Equality in distribution of random variables and their probabilities

Question

Suppose we have two sequences of random variables $\{X_n(\theta)\}_{n\ge 1}$ and $\{Y_n(\theta)\}_{n\ge 1}$ and they are equal in distribution for all $n \ge 1$ and $\theta \in \Theta$ where $\Theta$ is, say, compact. Let us further assume that $$\tag{1}\label{eq1}\mathbb{P}(\sup_{\theta\in\Theta} \vert Y_n(\theta) \vert > \epsilon) \to 0.$$ Can we claim that $$\tag{2}\label{eq2}\mathbb{P}(\sup_{\theta\in\Theta} \vert X_n(\theta) \vert > \epsilon) \to 0.$$ My intuition is telling me yes, because if $X_n(\theta)$ and $Y_n(\theta)$ are equal in distribution, then $$\mathbb{P}(\{\omega \in \Omega: \sup_{\theta \in \Theta} \vert X_n(\theta; \omega) \vert > \epsilon\}) = \mathbb{P}(\{\omega \in \Omega: \sup_{\theta \in \Theta} \vert Y_n(\theta; \omega) \vert > \epsilon\})\to 0.$$ In fact, $\Theta$ needs not be compact. I want to claim \eqref{eq2} from \eqref{eq1} (provided that $X_n(\theta)$ is equal to $Y_n(\theta)$ in distribution for all $n\ge 1$, $\theta \in \Theta$). However, I am not sure if I can do that. If I can't, is there a counter example? If I can, is a proof required or is the implication simple enough that I can do without one?

Answer 1

I don't think this is correct with just the assumption that $X_n(\theta)$ and $Y_n(\theta)$ have the same distribution for all $n,\theta$. Consider $\Theta = \mathbb{N}$, $\Omega = [0,1]$ with Lebesgue measure, $Y_n(k; \omega) = 1_{[0,\frac 1n]}(\omega)$ for all $k \in \Theta$. Let $X_n(k;\omega) = 1_{\left[\frac{k-1}{n},\frac kn\right]}(\omega)$ for $k \le n$ and $X_n(k;\omega) = 1_{[0,\frac 1n]}(\omega)$ for $k > n$. Then, for all $n \ge 1$ and $\theta \in \Theta$ we have \begin{align*} \mathbb{P}(Y_n(\theta) = 1) = \mathbb{P}(X_n(\theta) = 1) = \frac 1n \end{align*} so $X_n(\theta)$ and $Y_n(\theta)$ have the same distribution. For any $\varepsilon \in (0,1)$, we have $\mathbb{P}\left(\sup_\theta Y_n(\theta) > \varepsilon \right) = \frac 1n \rightarrow 0$. However, for all $\omega \in \Omega$ we have $\sup_{\theta}X(\theta;\omega) = 1$ so $\mathbb{P}\left(\sup_\theta X_n(\theta) > \varepsilon \right) = 1$, which clearly does not converge to $0$.
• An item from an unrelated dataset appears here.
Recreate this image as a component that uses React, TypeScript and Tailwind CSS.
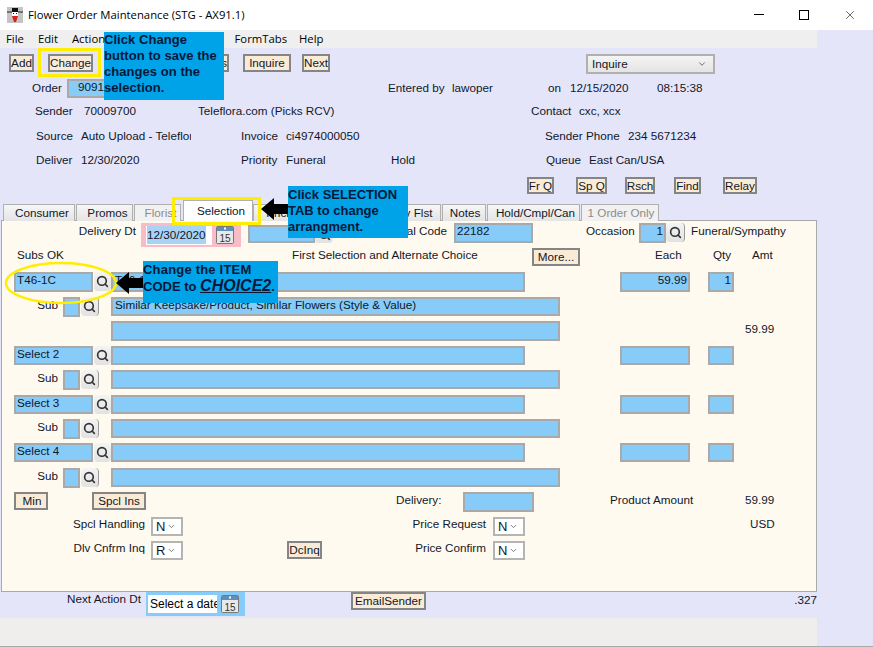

If we wanted to make $\Theta$ compact, I think we could apply the same example to the set $\hat \Theta := \{0,1,\frac 12, \frac 13, ... \}$.

To rule out something like this, you would need to say something about the joint (across $\theta$) distributions of $X_n(\theta)$ and $Y_n(\theta)$.